父親が急死した……
その後、ミズホさんはケンさんの家には行っていないし、ケンさんがミズホさんの実家に行ったこともない。ミズホさんがその必要性を感じなかったからだ。「彼が実家から、『あのときのミズホさんとはまだ付き合っているの?』と聞かれたりはしていたみたいです。彼もあんまりはっきりとは言わないけど。そして半年ほど前、彼のお父さんが急逝したと報せが来ました。本当に急だったので、彼はぶるぶる震えていました。さすがに私も放っておけなくて、荷物を作って彼を東京駅まで送りました。新幹線の切符を買うのさえしんどそうだった。でも一緒に行こうかとは言えなかった」
彼も一緒に来てほしいとは言わなかった。結婚していない以上、こういうことが起こりうるのはお互いに想定していた。その時が思いがけなく唐突に来ただけのことだ。お互いのことそのものなら助けになるつもりはあるが、身内のことには関わらないほうがいい関係が築けると思っていたのだ。
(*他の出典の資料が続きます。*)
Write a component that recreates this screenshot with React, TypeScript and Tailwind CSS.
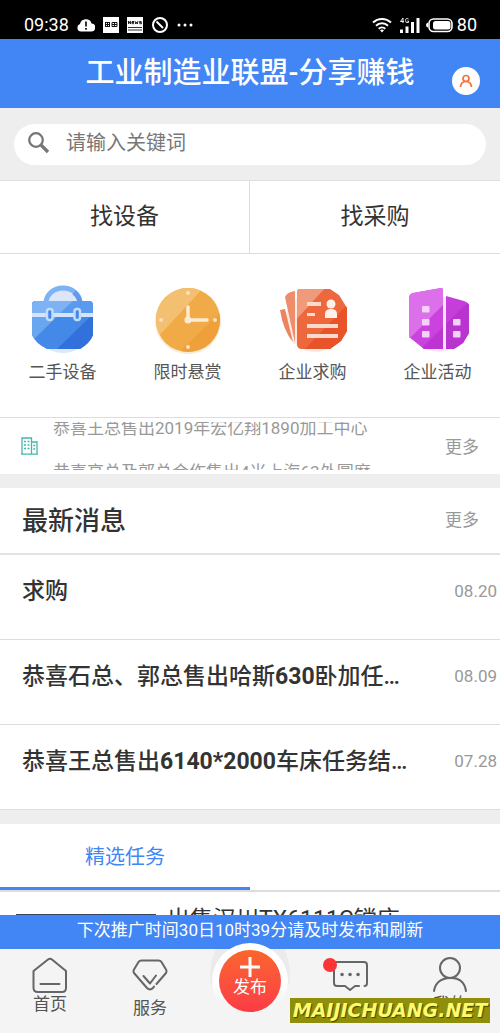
import type { ReactNode } from "react";

const news: { title: ReactNode; date: string }[] = [
  { title: "求购", date: "08.20" },
  { title: <>恭喜石总、郭总售出哈斯<b>630</b>卧加任务结束</>, date: "08.09" },
  { title: <>恭喜王总售出<b>6140*2000</b>车床任务结束了</>, date: "07.28" },
];

function StatusBar() {
  return (
    <div className="flex h-[39px] shrink-0 items-end justify-between bg-black pr-[23px] pb-[3px] pl-6 text-white">
      <div className="flex items-center gap-2">
        <span className="text-[18px] leading-[22px]">09:38</span>
        <svg width="18" height="14" viewBox="0 0 18 14">
          <path d="M4 13.500a3.800 3.800 0 0 1-1-7.400A6 6 0 0 1 14.600 5.500 4 4 0 0 1 14 13.500z" fill="#fff" />
          <path d="M9 3.500v5M9 10v1.700" stroke="#000" strokeWidth="1.600" />
        </svg>
        <svg width="16" height="16" viewBox="0 0 16 16">
          <path d="M0 0h16v16H0z" fill="#fff" />
          <path d="M2 5.500h5M2.500 5v5M2 9.500h5M6.500 5v5M4.500 5v5M2 7.500h5M9 5.500h5v4H9zM9 7.500h5M11.500 5v5" fill="none" stroke="#111" />
        </svg>
        <svg width="16" height="16" viewBox="0 0 16 16">
          <path d="M0 0h16v16H0z" fill="#fff" />
          <path d="M1.500 7V4l2 3V4M7 4.500H5v2.200h2M5 5.500h2M8 4l.7 3 .8-2 .8 2 .7-3M14.500 4.500h-2v1h2v1.200h-2.200" fill="none" stroke="#111" strokeWidth=".9" />
          <path d="M1 10.500h14M1 13h14" stroke="#333" />
        </svg>
        <svg width="18" height="18" viewBox="0 0 18 18" fill="none" stroke="#fff" strokeWidth="2">
          <circle cx="9" cy="9" r="7" />
          <path d="m5.500 5.500 6.500 6.500" />
        </svg>
        <svg width="16" height="16" viewBox="0 0 16 16" fill="#fff">
          <circle cx="2" cy="8" r="1.500" /><circle cx="8" cy="8" r="1.500" /><circle cx="14" cy="8" r="1.500" />
        </svg>
      </div>
      <div className="flex items-center">
        <svg className="mr-2" width="20" height="16" viewBox="0 0 20 16" fill="none" stroke="#fff" strokeWidth="2">
          <path d="M1 5.500a13 13 0 0 1 18 0M4 8.700a8.500 8.500 0 0 1 12 0M6.700 11.700a4.800 4.800 0 0 1 6.600 0" />
          <path d="m10 15.500-2-2.200q2-1.500 4 0z" fill="#fff" stroke="none" />
        </svg>
        <svg className="mr-[6px]" width="20" height="16" viewBox="0 0 20 16">
          <path d="M0 12.500h3V16H0zM5.500 9.500h3V16h-3zM11 5h3v11h-3zM16.500 1h3v15h-3z" fill="#fff" />
          <path d="M3 6V1L.5 4.500H4M8.500 2Q5.500.5 5.500 3.500T8.500 5.500V4H7.300" fill="none" stroke="#fff" strokeWidth=".9" />
        </svg>
        <svg className="mr-1" width="27" height="16" viewBox="0 0 27 16">
          <rect x="3" y="2" width="23" height="12.500" rx="4.500" fill="none" stroke="#fff" strokeWidth="1.600" />
          <rect x="7" y="4" width="17.500" height="8.500" rx="2.500" fill="#fff" />
          <path d="M2 5.500v5Q0 10 0 8t2-2.500" fill="#fff" />
        </svg>
        <span className="text-[18px] leading-[22px]">80</span>
      </div>
    </div>
  );
}

function Briefcase() {
  return (
    <svg width="72" height="72" viewBox="0 0 72 72">
      <defs>
        <clipPath id="bag"><path d="M5 20q0-4 4-4h53q4 0 4 4v30q-3 8-13 14H20Q9 59 5 50z" /></clipPath>
      </defs>
      <circle cx="36" cy="38" r="30" fill="#dce8fb" />
      <path d="M19 18a17 15 0 0 1 34 0" fill="#dce6f8" stroke="#7db2f4" strokeWidth="5" />
      <path d="M47 7.500A17 15 0 0 1 53 18" stroke="#6199ee" strokeWidth="5" fill="none" />
      <g clipPath="url(#bag)">
        <path d="M4 16h63v50H4z" fill="#4489e8" />
        <path d="M4 16h42L4 57z" fill="#69a6f0" />
        <path d="M67 28v38H28z" fill="#3270dc" />
        <path d="M4 16h63v12H4z" fill="#599aee" /><path d="M4 16h42L33 28H4z" fill="#7db2f4" />
        <path d="M4 28h63v4H4z" fill="#d4e5fb" />
      </g>
      <rect x="20" y="24" width="5.500" height="11" rx="2.500" fill="#4187e8" stroke="#c3dcfa" strokeWidth="2.500" />
      <rect x="47.500" y="24" width="5.500" height="11" rx="2.500" fill="#4187e8" stroke="#c3dcfa" strokeWidth="2.500" />
    </svg>
  );
}

function Clock() {
  return (
    <svg width="72" height="72" viewBox="0 0 72 72">
      <defs><clipPath id="dial"><circle cx="36" cy="35" r="32" /></clipPath></defs>
      <circle cx="36" cy="36" r="33" fill="#fbe9d0" />
      <g clipPath="url(#dial)">
        <path d="M0 0h72v72H0z" fill="#f0ab48" />
        <path d="M0 0h54L4 54H0z" fill="#f3bf70" />
        <path d="M72 24v48H22z" fill="#efa03b" />
      </g>
      <path d="M36 22v13h19" stroke="#fcebd2" strokeWidth="3.500" strokeLinecap="round" fill="none" />
      <circle cx="36" cy="35" r="3.500" fill="#fcebd2" />
      <g fill="#fae2bd"><circle cx="36" cy="8" r="2" /><circle cx="63" cy="35" r="2" /><circle cx="36" cy="62" r="2" /><circle cx="9" cy="35" r="2" /></g>
    </svg>
  );
}

function Cards() {
  return (
    <svg width="72" height="72" viewBox="0 0 72 72">
      <defs><clipPath id="card"><path d="M22 4h31l9 6 8 13v23l-6 10-11 8H25q-5 0-5-5V9q0-5 2-5" /></clipPath></defs>
      <circle cx="38" cy="37" r="30" fill="#fdeae3" />
      <path d="M18 6v52L8 12q2-5 10-6" fill="#ee8c6b" />
      <path d="m3 25 5-1 8 33Q6 45 3 25" fill="#ed8460" />
      <g clipPath="url(#card)">
        <path d="M18 2h54v64H18z" fill="#ed683d" />
        <path d="M18 2h31L18 36z" fill="#f09a7c" />
        <path d="M72 18v48H26z" fill="#e95329" />
      </g>
      <g fill="#fbd9cc">
        <path d="M30 17h14v4H30zM30 28h8v3h-8zM30 39h31v4H30zM30 49h31v4H30z" />
        <circle cx="54" cy="19" r="4.500" fill="#fff0ea" /><path d="M48 33v-4q0-5 6-5t6 5v4z" fill="#fff0ea" />
      </g>
    </svg>
  );
}

function Buildings() {
  return (
    <svg width="72" height="72" viewBox="0 0 72 72">
      <defs>
        <clipPath id="tower"><path d="M7 13q0-4 4-5L39 3q2 0 2 2v59H22L7 52z" /></clipPath>
        <clipPath id="annex"><path d="m44 11 18 5q5 2 5 5v27l-6 10-9 6h-8z" /></clipPath>
      </defs>
      <circle cx="37" cy="39" r="28" fill="#f9e6fc" />
      <g clipPath="url(#tower)">
        <path d="M6 2h36v62H6z" fill="#ca43de" />
        <path d="M6 2h36v17L6 55z" fill="#dc70ea" />
        <path d="M42 41v24H18z" fill="#bd34d2" />
      </g>
      <g clipPath="url(#annex)">
        <path d="M43 10h25v56H43z" fill="#c53ed9" /><path d="M68 15v50H43V40z" fill="#b933ce" />
      </g>
      <g fill="#f4d2f8">
        <rect x="20" y="21" width="7.500" height="6.500" rx="1" /><rect x="20" y="34" width="7.500" height="6.500" rx="1" /><rect x="20" y="46" width="7.500" height="6.500" rx="1" />
        <rect x="51" y="34" width="7.500" height="6.500" rx="1" /><rect x="51" y="46" width="7.500" height="6.500" rx="1" />
      </g>
    </svg>
  );
}

const shortcuts = [
  { label: "二手设备", icon: <Briefcase /> },
  { label: "限时悬赏", icon: <Clock /> },
  { label: "企业求购", icon: <Cards /> },
  { label: "企业活动", icon: <Buildings /> },
];

export default function App() {
  return (
    <div className="flex h-screen flex-col overflow-hidden bg-white font-[Roboto,'Noto_Sans_CJK_SC',sans-serif] text-[#333]">
      <StatusBar />
      <header className="relative flex h-[69px] shrink-0 items-center justify-center bg-[#4285f4] pb-[2px] text-white">
        <h1 className="text-[29px] leading-10 font-medium">工业制造业联盟-分享赚钱</h1>
        <button aria-label="个人中心" className="absolute right-5 bottom-[13px] flex size-7 items-center justify-center rounded-full bg-white">
          <svg width="14" height="14" viewBox="0 0 14 14" fill="none" stroke="#f2733b" strokeWidth="1.700">
            <circle cx="7" cy="4.500" r="3" /><path d="M1.500 13q.5-5.500 5.500-5.500t5.500 5.500" />
          </svg>
        </button>
      </header>
      <main className="min-h-0 flex-1 overflow-hidden">
        <div className="border-b border-[#ddd] bg-[#eee] px-[14px] pt-4 pb-[15px]">
          <label className="flex h-[41px] items-center rounded-full bg-white pl-[13px]">
            <svg className="mr-4 mb-1 shrink-0" width="23" height="23" viewBox="0 0 23 23" fill="none" stroke="#777">
              <circle cx="9" cy="9" r="6.800" strokeWidth="2.300" /><path d="m14 14 7 7" strokeWidth="3.300" />
            </svg>
            <input type="text" aria-label="搜索" placeholder="请输入关键词" className="mb-1 min-w-0 flex-1 bg-transparent text-[20px] leading-7 outline-none placeholder:text-[#777]" />
          </label>
        </div>
        <div className="grid grid-cols-2 border-b border-[#ddd] text-[23px] leading-[34px]">
          <button className="border-r border-[#ddd] pt-[19px] pb-[19px]">找设备</button>
          <button className="pt-[19px] pb-[19px]">找采购</button>
        </div>
        <div className="grid h-[164px] grid-cols-4 border-b border-[#ddd] pt-[31px]">
          {shortcuts.map((s) => (
            <a key={s.label} href="#" className="flex flex-col items-center text-[17px] leading-6 text-[#555]">
              {s.icon}
              <span className="mt-[3px]">{s.label}</span>
            </a>
          ))}
        </div>
        <div className="flex h-[56px] items-center pr-[21px] pl-5 text-[17px] text-[#999]">
          <svg className="mr-[14px] shrink-0" width="19" height="18" viewBox="0 0 19 18" fill="none" stroke="#43b9ab" strokeWidth="1.300">
            <path d="M1 17.200h17M2 17V1h9.500v16M11.500 5H17v12" /><path d="M4 4.500h2m1.500 0h2M4 8h2m1.500 0h2M4 11.500h2m1.500 0h2M13.200 8.500h2M13.200 12h2" strokeWidth="1.700" />
          </svg>
          <div className="flex h-[48px] min-w-0 flex-1 flex-col gap-5 overflow-hidden leading-[24px] whitespace-nowrap">
            <p className="-mt-[6px]">恭喜王总售出2019年宏亿翔1890加工中心</p>
            <p>恭喜高总及郭总合作售出4米上海63外圆磨</p>
          </div>
          <a href="#" className="pt-1">更多</a>
        </div>
        <section className="border-y-[14px] border-[#eee]">
          <div className="flex h-[67px] items-center justify-between border-b-2 border-[#e3e3e3] pr-[21px] pl-[22px]">
            <h2 className="text-[26px] leading-9 font-medium">最新消息</h2>
            <a href="#" className="text-[17px] text-[#999]">更多</a>
          </div>
          <ul>
            {news.map((n) => (
              <li key={n.date} className="border-b border-[#ddd]">
                <a href="#" className="flex h-[84px] items-center justify-between pr-[3px] pb-[10px] pl-[22px]">
                  <span className="w-[82%] truncate text-[23px] leading-[34px] font-medium">{n.title}</span>
                  <time className="text-[17px] text-[#999]">{n.date}</time>
                </a>
              </li>
            ))}
          </ul>
        </section>
        <div className="grid grid-cols-2 border-b-2 border-[#ddd]">
          <button className="border-b-3 border-[#4285f4] pt-[18px] pb-[15px] text-[20px] leading-[30px] text-[#4285f4]">精选任务</button>
        </div>
        <article className="flex h-[120px] gap-[11px] px-4 pt-[13px]">
          <div className="mt-[9px] h-20 w-[140px] bg-[#39455c]" />
          <h3 className="text-[23px] leading-[30px]">出售汉川TX6111C镗床</h3>
        </article>
      </main>
      <div className="h-[34px] shrink-0 bg-[#4285f4] text-center text-[17px] leading-[31px] text-white">
        下次推广时间30日10时39分请及时发布和刷新
      </div>
      <nav className="relative grid h-[84px] shrink-0 grid-cols-5 bg-[#f4f4f4] text-[17px] leading-6 text-[#555]">
        <a href="#" className="flex flex-col items-center pt-2">
          <svg width="36" height="36" viewBox="0 0 36 36" fill="none" stroke="#666" strokeWidth="2" strokeLinejoin="round" strokeLinecap="round">
            <path d="M1.500 14 16 2.500q2-1.500 4 0L34 14v17q0 4-4 4H6q-4.500 0-4.500-4zM8.500 27h19" />
          </svg>
          <span className="-mt-px">首页</span>
        </a>
        <a href="#" className="flex flex-col items-center pt-[10px]">
          <svg width="36" height="36" viewBox="0 0 36 36" fill="none" stroke="#666" strokeWidth="2" strokeLinejoin="round" strokeLinecap="round">
            <path d="M24.500 25 34 14q1-2 0-3.500L29.500 3q-1-1.500-3-1.500h-17Q7.500 1.500 6.500 3L2 10.500Q1 12 2 14l13 15q3 3 6 0l1-1.500M11.500 17l6.500 7.500 6-8" />
          </svg>
          <span className="mt-px">服务</span>
        </a>
        <a href="#" className="relative -mt-[6px] flex flex-col items-center text-white">
          <svg className="absolute top-[6px]" width="84" height="36" viewBox="0 0 84 36"><path d="M8 0h68q8 16 5 36H3Q0 16 8 0" fill="#ebebeb" /></svg>
          <span className="relative flex size-[76px] items-center justify-center rounded-full bg-[#f4f4f4] bg-linear-to-b from-white from-50% to-[#f4f4f4] to-80%">
            <span className="flex size-[62px] flex-col items-center rounded-full bg-linear-to-b from-[#fb652c] to-[#fb3a47] pt-[7px]">
              <svg className="-mb-[2px] shrink-0" width="20" height="20" viewBox="0 0 20 20" stroke="#fff" strokeWidth="3"><path d="M10 0v20M0 10h20" /></svg>
              <span>发布</span>
            </span>
          </span>
        </a>
        <a href="#" aria-label="消息" className="relative flex flex-col items-center pt-[11px]">
          <svg width="42" height="36" viewBox="0 0 42 36" fill="none" stroke="#666" strokeWidth="2" strokeLinejoin="round" strokeLinecap="round">
            <path d="M35.500 26q2.500 0 2.500-3V5q0-3-3-3H8Q5 2 5 5v18q0 3 3 3h8l5 4 5-4h4" />
            <path d="M13 14.500h.1M21 14.500h.1M29 14.500h.1" strokeWidth="3.500" />
          </svg>
          <i className="absolute top-[9px] left-[23px] size-[14px] rounded-full bg-[#fb3535]" />
        </a>
        <a href="#" className="flex flex-col items-center pt-2">
          <svg width="36" height="36" viewBox="0 0 36 36" fill="none" stroke="#666" strokeWidth="2" strokeLinecap="round">
            <circle cx="18" cy="11" r="10" /><path d="M2 34q2-12.500 16-13t16 13" />
          </svg>
          <span className="-mt-px">我的</span>
        </a>
        <div className="absolute right-[10px] bottom-[10px] flex h-[25px] w-[200px] items-center justify-center bg-[#8f8f0c] pb-[2px] font-['DejaVu_Sans',sans-serif] text-[19px] font-bold whitespace-nowrap text-[#fbfb6c] italic [text-shadow:1px_1px_1px_#444400]">
          MAIJICHUANG.NET
        </div>
      </nav>
    </div>
  );
}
「その後、お通夜とお葬式があって、彼は“長男として”立派に振る舞ったようです。お姉さんは相変わらず『ミズホさんと付き合ってるんでしょう。連れてくればよかったのに』と言っていたようですが……。わかってもらおうとは思っていないけど、あとから彼に『ミズホにいてほしかった』と言われたときは少し心が痛みました。でも私は自分の身内に何かあっても、ケンにいてほしいとは思わないんですよ、たぶん」
このままの関係でいいのかと、ミズホさんが揺れた瞬間でもあった。だが彼が戻ってきて、またふたりとも仕事に追われる日常になると、やはり「普通の家庭を作る」つもりはないと確信した。
「いつかケンに逃げられるかもしれませんが、それはふたりが合わなかったということ。私の生き方を強要するつもりはないので、これからもケンには正直でいてほしいなと思っています」
自分の生き方に嘘はつきたくない。ミズホさんは真摯な表情でそう言った。